- Interactive map of the Torre Caney area

General information
- Type: Residential
- Location: Santo Domingo, Dominican Republic
- Coordinates: 18°26′54.56″N 69°56′44.04″W﻿ / ﻿18.4484889°N 69.9455667°W
- Construction started: 2005
- Completed: 2008

Height
- Roof: 178 meters

Technical details
- Floor count: 42

Design and construction
- Architect: Ing. Jesús Rodríguez Sandoval
- Developer: Rodríguez Sandoval & Asociados

= Torre Caney =

Torre Caney is the tallest building in Santo Domingo and the Dominican Republic. At 178 m tall, it is one of the tallest buildings in the Caribbean region. It's the tallest building in the Dominican Republic.
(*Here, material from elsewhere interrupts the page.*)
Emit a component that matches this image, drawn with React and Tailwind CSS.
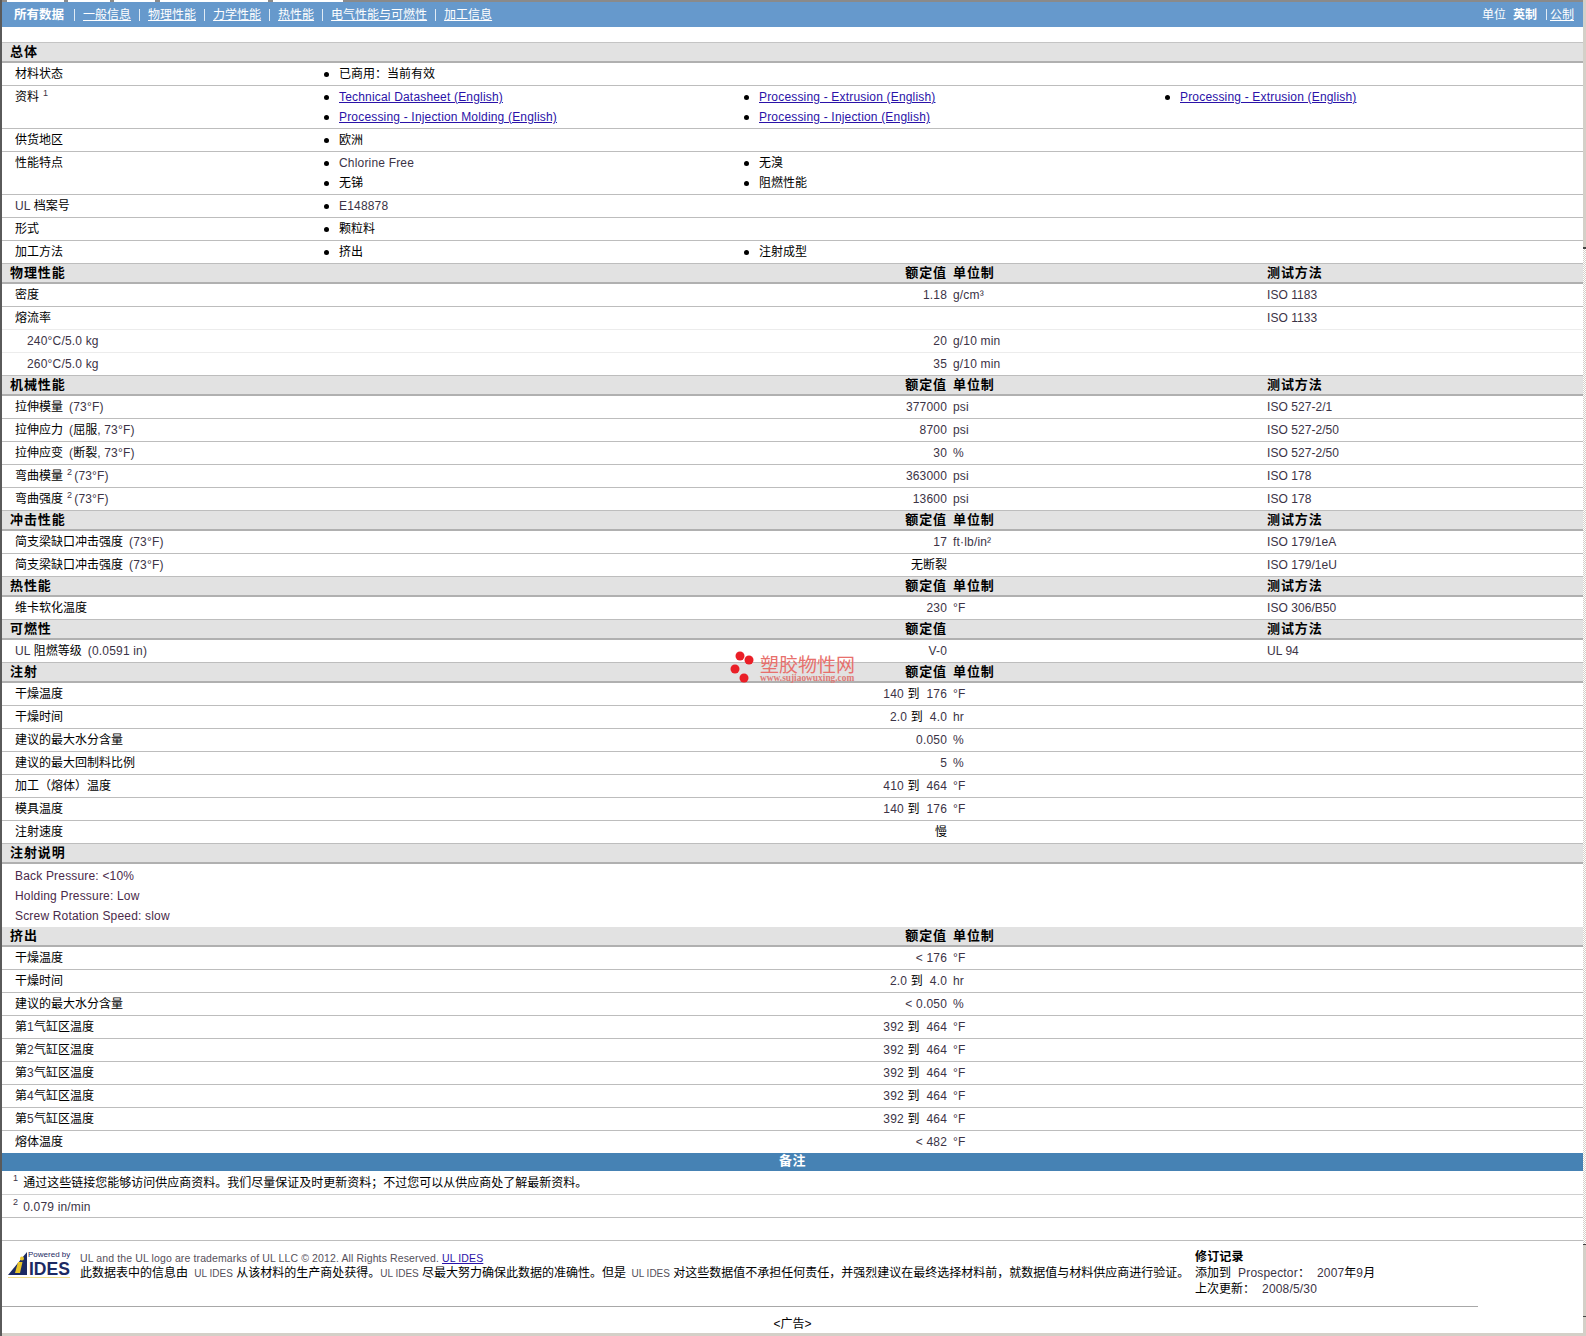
const latin = "text-[#3b3346]";

// 中文用黑色，西文数字用偏紫的深灰
const Mixed = ({ text }) => (
  <>
    {text.split(/([\u3000-\u303f\u4e00-\u9fff\uff00-\uffef]+)/).map((part, i) =>
      i % 2 === 1 ? (
        <span key={i} className="text-black tracking-normal">{part}</span>
      ) : (
        <span key={i} className={latin}>{part}</span>
      )
    )}
  </>
);

const Sup = ({ n }) => <sup className="text-[9px] text-[#3b3346] ml-[4px] -top-[5px]">{n}</sup>;

const SectionHead = ({ title, value, unit, method }) => (
  <div className="h-[20px] grid grid-cols-[700px_245px_320px_1fr] items-center bg-[#e2e2e2] border-b-2 border-[#b0b0b0] text-[13px] font-bold text-black">
    <div className="pl-[8px] tracking-[0.9px]">{title}</div>
    <div className="text-right tracking-[0.9px]">{value}</div>
    <div className="pl-[6px] tracking-[0.9px]">{unit}</div>
    <div className="tracking-[0.9px]">{method}</div>
  </div>
);

const DataRow = ({ label, note, rest, value, unit, method, sub, light, last }) => (
  <div className={`grid grid-cols-[700px_245px_320px_1fr] items-center ${last ? "h-[22px]" : "h-[23px] border-b"} ${light ? "border-[#ececec]" : "border-[#bdbdbd]"}`}>
    <div className={sub ? "pl-[25px]" : "pl-[13px]"}>
      <Mixed text={label} />
      {note && <Sup n={note} />}
      {rest && <span className={note ? "ml-[2px]" : "ml-[6px]"}><Mixed text={rest} /></span>}
    </div>
    <div className="text-right whitespace-pre"><Mixed text={value || ""} /></div>
    <div className="pl-[6px]"><Mixed text={unit || ""} /></div>
    <div className="tracking-[0.05px]"><Mixed text={method || ""} /></div>
  </div>
);

const Bullet = ({ children }) => (
  <div className="h-[20px] flex items-center">
    <span className="w-[5px] h-[5px] rounded-full bg-black mr-[10px] shrink-0"></span>
    {children}
  </div>
);

const DocLink = ({ children }) => <a href="#" className="text-[#2a12a8] underline">{children}</a>;

const InfoRow = ({ label, note, cols }) => (
  <div className="grid grid-cols-[322px_420px_421px_1fr] border-b border-[#bdbdbd] pt-[1px] pb-[1px]">
    <div className="pl-[13px] h-[20px] flex items-center">
      <span><Mixed text={label} />{note && <Sup n={note} />}</span>
    </div>
    {cols.map((items, i) => (
      <div key={i}>{items.map((it, j) => <Bullet key={j}>{typeof it === "string" ? <Mixed text={it} /> : it}</Bullet>)}</div>
    ))}
  </div>
);

const NavSep = () => <span className="w-px h-[12px] bg-white/80"></span>;

const navItems = ["一般信息", "物理性能", "力学性能", "热性能", "电气性能与可燃性", "加工信息"];

const Logo = () => (
  <div className="w-[64px] h-[28px] relative shrink-0 tracking-normal">
    <svg width="64" height="28" viewBox="0 0 64 28" className="absolute left-0 top-0">
      <path d="M0 23 L19 0 V23 Z" fill="#1c2a63" />
      <path d="M10 10 h4.5 l-2.5 11 h-5 z" fill="#e8c42a" />
      <circle cx="14" cy="6.5" r="2" fill="#e8c42a" />
      <path d="M0 25.5 H62" stroke="#eedc8a" strokeWidth="1" />
    </svg>
    <span className="absolute left-[20px] -top-[2px] text-[8px] leading-[10px] text-[#1c2a63] whitespace-nowrap">Powered by</span>
    <span className="absolute left-[21px] top-[8px] text-[17.5px] leading-[18px] font-bold text-[#1c2a63]">IDES</span>
  </div>
);

const Watermark = () => (
  <div className="absolute left-[730px] top-[650px] w-[130px] h-[36px] tracking-normal">
    <svg width="26" height="36" className="absolute left-0 top-0">
      <circle cx="10" cy="6" r="4.5" fill="#ea1f27" />
      <circle cx="19" cy="10" r="4.5" fill="#ea1f27" />
      <circle cx="5" cy="19" r="4.5" fill="#ea1f27" />
      <circle cx="14" cy="28" r="4.5" fill="#ea1f27" />
    </svg>
    <div className="absolute left-[30px] top-[5px] text-[19px] leading-[22px] text-[#e8706c] whitespace-nowrap">塑胶物性网</div>
    <div className="absolute left-[30px] top-[23px] text-[9.4px] leading-[10px] font-bold text-[#dd7a76] whitespace-nowrap font-['Liberation_Serif',serif]">www.sujiaowuxing.com</div>
  </div>
);

const App = () => {
  return (
    <div className="relative w-[1586px] h-[1336px] flex bg-white text-[12px] leading-[16px] text-black tracking-[0.18px] font-['Liberation_Sans','Noto_Sans_CJK_SC',sans-serif] overflow-hidden">
      <div className="w-[1583px] flex flex-col border-l-2 border-[#5a5a5a]">
        <div className="h-[2px] flex bg-[#8a8a8a]">
          <div className="ml-[5px] w-[57px] bg-white"></div>
          <div className="ml-[4px] w-[42px] bg-white"></div>
          <div className="ml-[4px] w-[41px] bg-white"></div>
          <div className="ml-[5px] w-[108px] bg-white"></div>
          <div className="ml-[5px] w-[70px] bg-white"></div>
        </div>

        <div className="h-[25px] bg-[#6699cc] text-white flex items-center justify-between pl-[12px] pr-[9px] tracking-normal">
          <div className="flex items-center gap-[8px]">
            <span className="font-bold text-[12.5px] mr-[2px]">所有数据</span>
            {navItems.map((n) => (
              <div key={n} className="flex items-center gap-[8px]">
                <NavSep />
                <a href="#" className="underline">{n}</a>
              </div>
            ))}
          </div>
          <div className="flex items-center">
            <span>单位</span>
            <span className="font-bold ml-[7px]">英制</span>
            <span className="ml-[9px] mr-[3px] w-px h-[11px] bg-white/80"></span>
            <a href="#" className="underline">公制</a>
          </div>
        </div>

        <div className="h-[16px] border-b border-[#c4c4c4]"></div>

        <SectionHead title="总体" />
        <InfoRow label="材料状态" cols={[["已商用：当前有效"]]} />
        <InfoRow
          label="资料"
          note="1"
          cols={[
            [<DocLink>Technical Datasheet (English)</DocLink>, <DocLink>Processing - Injection Molding (English)</DocLink>],
            [<DocLink>Processing - Extrusion (English)</DocLink>, <DocLink>Processing - Injection (English)</DocLink>],
            [<DocLink>Processing - Extrusion (English)</DocLink>],
          ]}
        />
        <InfoRow label="供货地区" cols={[["欧洲"]]} />
        <InfoRow label="性能特点" cols={[["Chlorine Free", "无锑"], ["无溴", "阻燃性能"]]} />
        <InfoRow label="UL 档案号" cols={[["E148878"]]} />
        <InfoRow label="形式" cols={[["颗粒料"]]} />
        <InfoRow label="加工方法" cols={[["挤出"], ["注射成型"]]} />

        <SectionHead title="物理性能" value="额定值" unit="单位制" method="测试方法" />
        <DataRow label="密度" value="1.18" unit="g/cm³" method="ISO 1183" />
        <DataRow label="熔流率" method="ISO 1133" light />
        <DataRow label="240°C/5.0 kg" sub value="20" unit="g/10 min" light />
        <DataRow label="260°C/5.0 kg" sub value="35" unit="g/10 min" />

        <SectionHead title="机械性能" value="额定值" unit="单位制" method="测试方法" />
        <DataRow label="拉伸模量" rest="(73°F)" value="377000" unit="psi" method="ISO 527-2/1" />
        <DataRow label="拉伸应力" rest="(屈服, 73°F)" value="8700" unit="psi" method="ISO 527-2/50" />
        <DataRow label="拉伸应变" rest="(断裂, 73°F)" value="30" unit="%" method="ISO 527-2/50" />
        <DataRow label="弯曲模量" note="2" rest="(73°F)" value="363000" unit="psi" method="ISO 178" />
        <DataRow label="弯曲强度" note="2" rest="(73°F)" value="13600" unit="psi" method="ISO 178" />

        <SectionHead title="冲击性能" value="额定值" unit="单位制" method="测试方法" />
        <DataRow label="简支梁缺口冲击强度" rest="(73°F)" value="17" unit="ft·lb/in²" method="ISO 179/1eA" />
        <DataRow label="简支梁缺口冲击强度" rest="(73°F)" value="无断裂" method="ISO 179/1eU" />

        <SectionHead title="热性能" value="额定值" unit="单位制" method="测试方法" />
        <DataRow label="维卡软化温度" value="230" unit="°F" method="ISO 306/B50" />

        <SectionHead title="可燃性" value="额定值" method="测试方法" />
        <DataRow label="UL 阻燃等级" rest="(0.0591 in)" value="V-0" method="UL 94" />

        <SectionHead title="注射" value="额定值" unit="单位制" />
        <DataRow label="干燥温度" value="140 到  176" unit="°F" />
        <DataRow label="干燥时间" value="2.0 到  4.0" unit="hr" />
        <DataRow label="建议的最大水分含量" value="0.050" unit="%" />
        <DataRow label="建议的最大回制料比例" value="5" unit="%" />
        <DataRow label="加工（熔体）温度" value="410 到  464" unit="°F" />
        <DataRow label="模具温度" value="140 到  176" unit="°F" />
        <DataRow label="注射速度" value="慢" />

        <SectionHead title="注射说明" />
        <div className="h-[63px] pl-[13px] pt-[2px] text-[#4a2a4a]">
          <div className="h-[20px] flex items-center">Back Pressure: &lt;10%</div>
          <div className="h-[20px] flex items-center">Holding Pressure: Low</div>
          <div className="h-[20px] flex items-center">Screw Rotation Speed: slow</div>
        </div>

        <SectionHead title="挤出" value="额定值" unit="单位制" />
        <DataRow label="干燥温度" value="< 176" unit="°F" />
        <DataRow label="干燥时间" value="2.0 到  4.0" unit="hr" />
        <DataRow label="建议的最大水分含量" value="< 0.050" unit="%" />
        <DataRow label="第1气缸区温度" value="392 到  464" unit="°F" />
        <DataRow label="第2气缸区温度" value="392 到  464" unit="°F" />
        <DataRow label="第3气缸区温度" value="392 到  464" unit="°F" />
        <DataRow label="第4气缸区温度" value="392 到  464" unit="°F" />
        <DataRow label="第5气缸区温度" value="392 到  464" unit="°F" />
        <DataRow label="熔体温度" value="< 482" unit="°F" last />

        <div className="h-[18px] bg-[#4682b4] text-white font-bold text-[13px] flex items-center justify-center pb-[2px] tracking-[0.4px]">备注</div>
        <div className="h-[24px] flex items-center pl-[11px] pt-[1px] border-b border-[#d0d0d0]">
          <sup className="text-[9px] text-[#3b3346] -top-[5px] mr-[5px]">1</sup>
          <Mixed text="通过这些链接您能够访问供应商资料。我们尽量保证及时更新资料；不过您可以从供应商处了解最新资料。" />
        </div>
        <div className="h-[23px] flex items-center pl-[11px] pt-[2px] border-b border-[#bdbdbd]">
          <sup className="text-[9px] text-[#3b3346] -top-[5px] mr-[5px]">2</sup>
          <Mixed text="0.079 in/min" />
        </div>
        <div className="h-[23px] border-b border-[#bdbdbd]"></div>

        <div className="h-[66px] w-[1476px] flex border-b border-[#a8a8a8]">
          <div className="pl-[6px] pt-[11px]"><Logo /></div>
          <div className="w-[1123px] pl-[8px] pt-[10px] text-[10.5px] leading-[15px] tracking-[0.12px]">
            <div className="text-[#55505a]">
              UL and the UL logo are trademarks of UL LLC © 2012. All Rights Reserved. <a href="#" className="text-[#2a12a8] underline">UL IDES</a>
            </div>
            <div className="text-[12px] tracking-normal whitespace-nowrap">
              此数据表中的信息由 <span className="text-[10px] text-[#55505a] ml-[3px]">UL IDES</span> 从该材料的生产商处获得。<span className="text-[10px] text-[#55505a]">UL IDES</span> 尽最大努力确保此数据的准确性。但是 <span className="text-[10px] text-[#55505a] ml-[2px]">UL IDES</span> 对这些数据值不承担任何责任，并强烈建议在最终选择材料前，就数据值与材料供应商进行验证。
            </div>
          </div>
          <div className="pt-[8px] whitespace-pre">
            <div className="font-bold">修订记录</div>
            <div><Mixed text="添加到  Prospector：  2007年9月" /></div>
            <div><Mixed text="上次更新：  2008/5/30" /></div>
          </div>
        </div>

        <div className="h-[26px] flex items-center justify-center pt-[8px] tracking-normal">&lt;广告&gt;</div>
        <div className="h-[3px] bg-[#d4d0c8]"></div>
      </div>

      <div className="w-[3px] flex flex-col bg-[#d4d0c8]">
        <div className="h-[247px]"></div>
        <div className="h-[2px] bg-[#444]"></div>
        <div className="h-[995px] bg-[repeating-conic-gradient(#d4d0c8_0_25%,#ffffff_0_50%)] bg-[length:2px_2px]"></div>
        <div className="h-[1px] bg-[#444]"></div>
        <div className="h-[71px]"></div>
        <div className="h-[1px] bg-[#444]"></div>
      </div>

      <Watermark />
    </div>
  );
};

export default App;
It is located along the Anacaona Avenue, an area of increasing development in Santo Domingo which hosts many of the tallest buildings in the country and the Caribbean.

==Construction==

Construction started in 2005 and was completed in 2008 by the Rodriguez Sandoval firm, which has completed numerous projects including other Dominican skyscrapers such as Aquabella, Torre Carib, Torre Pedro Enrique Ureña, and the famous Malecon Center.

==Interior==

The building includes a three-story lobby, indoor parking and a gymnasium. The roof accommodates a heliport and a swimming pool. Each single floor apartment has 853 m2 of space, of which there are 31.